Stratum Levant’s model is designed to:

  •  Complement donor-funded initiatives

  •  Act as an implementation and integration partner

  •  Extend capacity where speed, proximity, and continuity matter

  •  Reduce fragmentation between policy, funding and practice

When public, multilateral, and private actors are aligned, reform efforts are more likely to translate into real capability on the ground.
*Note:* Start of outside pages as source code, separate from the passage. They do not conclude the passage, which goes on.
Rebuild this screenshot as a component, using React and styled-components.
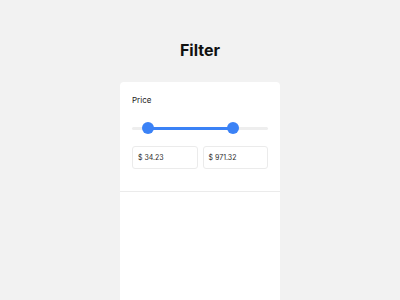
import React from "react";
import styled, { createGlobalStyle } from "styled-components";

const Global = createGlobalStyle`
  html, body { margin: 0; padding: 0; overflow: hidden; background: #f2f2f2; }
  body { font-family: Inter, "Noto Sans", "Liberation Sans", sans-serif; }
`;

const Page = styled.div`
  padding-top: 40px;
  display: flex;
  flex-direction: column;
  align-items: center;
`;

const Title = styled.h1`
  margin: 0;
  font-size: 16px;
  line-height: 20px;
  font-weight: 700;
  color: #111;
`;

const Card = styled.div`
  margin-top: 22px;
  width: 160px;
  height: 218px;
  background: #fff;
  border-radius: 4px 4px 0 0;
  display: flex;
  flex-direction: column;
`;

const Section = styled.div`
  padding: 13px 12px 22px;
  border-bottom: 1px solid #ebebeb;
`;

const Label = styled.div`
  font-size: 8px;
  line-height: 10px;
  color: #222;
`;

const Slider = styled.div`
  position: relative;
  margin-top: 17px;
  height: 12px;
  display: flex;
  align-items: center;
`;

const Track = styled.div`
  width: 100%;
  height: 3px;
  border-radius: 2px;
  background: #eeeeee;
`;

const Range = styled.div`
  position: absolute;
  top: 4.5px;
  height: 3px;
  background: #3b82f6;
`;

const Thumb = styled.div`
  position: absolute;
  top: 0;
  width: 12px;
  height: 12px;
  margin-left: -6px;
  border-radius: 50%;
  background: #3b82f6;
`;

const Inputs = styled.div`
  margin-top: 12px;
  display: grid;
  grid-template-columns: 1fr 1fr;
  gap: 5px;
`;

const Field = styled.div`
  height: 23px;
  box-sizing: border-box;
  border: 1px solid #ebebeb;
  border-radius: 3px;
  padding-left: 5px;
  display: flex;
  align-items: center;
  font-size: 7px;
  color: #2a2a2a;
`;

export default function App() {
  const lo = 16 / 136;
  const hi = 101 / 136;
  return (
    <>
      <Global />
      <Page>
        <Title>Filter</Title>
        <Card>
          <Section>
            <Label>Price</Label>
            <Slider>
              <Track />
              <Range style={{ left: `${lo * 100}%`, width: `${(hi - lo) * 100}%` }} />
              <Thumb style={{ left: `${lo * 100}%` }} />
              <Thumb style={{ left: `${hi * 100}%` }} />
            </Slider>
            <Inputs>
              <Field>$ 34.23</Field>
              <Field>$ 971.32</Field>
            </Inputs>
          </Section>
        </Card>
      </Page>
    </>
  );
}
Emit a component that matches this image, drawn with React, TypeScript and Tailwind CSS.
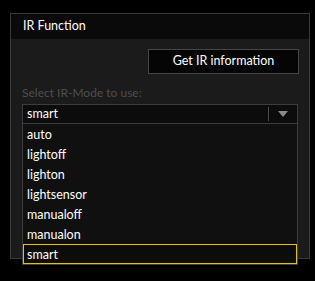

Reducing Dependency and Donor Fatigue

A persistent challenge in capacity building and SSR is sustainability. Repeated short funding cycles can unintentionally reinforce dependency and dilute impact. Models that are financially self-sustaining:

  •  Reduce long-term reliance on donor funding

  •  Preserve institutional memory and capability

  •  Continue delivering outcomes as priorities shift

  •  Offer better value over time

 From Response to Resilience

The ultimate objective of capacity building and security sector reform is resilience: systems that can prevent, absorb and recover from shocks while maintaining core functions. Resilient systems:

  •  Reduce dependence on emergency intervention

  •  Respond more effectively to crises

  •  Support long-term stability and governance

  •  Create confidence for citizens and international partners

 A Strategic Investment in Stability

Security sector reform requires patience, realism and partnership. It also requires openness to delivery models that reflect how expertise, risk and responsibility are distributed in practice. By combining public leadership, multilateral support and responsibly structured private-sector models such as that developed by Stratum Levant, governments and donors can strengthen security systems in ways that are responsive, durable and grounded in local reality.

In fragile environments, strengthening safety systems from within is not only a security objective, it is a foundation for lasting stability.